Data dictionary has 3 entries. Each key returns a pd.DataFrame (regression) or a list of pd.DataFrame (classification - The length of the lists is equivalent to the number of labels). All pd.DataFrame have she same shape (n_samples, n_features). For the regression case, data that should be regarded as a single array of size (n_samples, n_features, 3). data[‘contrib_sorted’]: pandas.DataFrame (regression) or list of pandas.DataFrame (classification)

Contains local contributions of the prediction set, with common line index. Columns are ‘contrib_1’, ‘contrib_2’, … and contains the top contributions for each line from left to right. In multi-class problems, this is a list of contributions, one for each class.
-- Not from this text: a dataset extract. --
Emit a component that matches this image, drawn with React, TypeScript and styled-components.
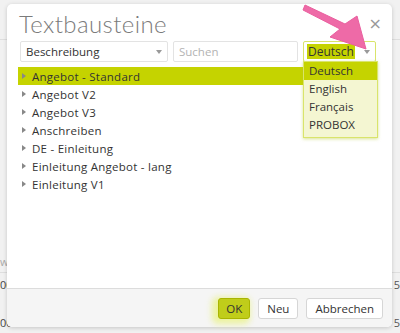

data[‘var_dict’]: pandas.DataFrame (regression) or list of pandas.DataFrame (classification)

Must contain only ints. It gives, for each line, the list of most import features regarding the local decomposition. In order to save space, columns are denoted by integers, the conversion being done with the columns_dict member. In multi-class problems, this is a list of dataframes, one for each class.

data[‘x_sorted’]: pandas.DataFrame (regression) or list of pandas.DataFrame (classification)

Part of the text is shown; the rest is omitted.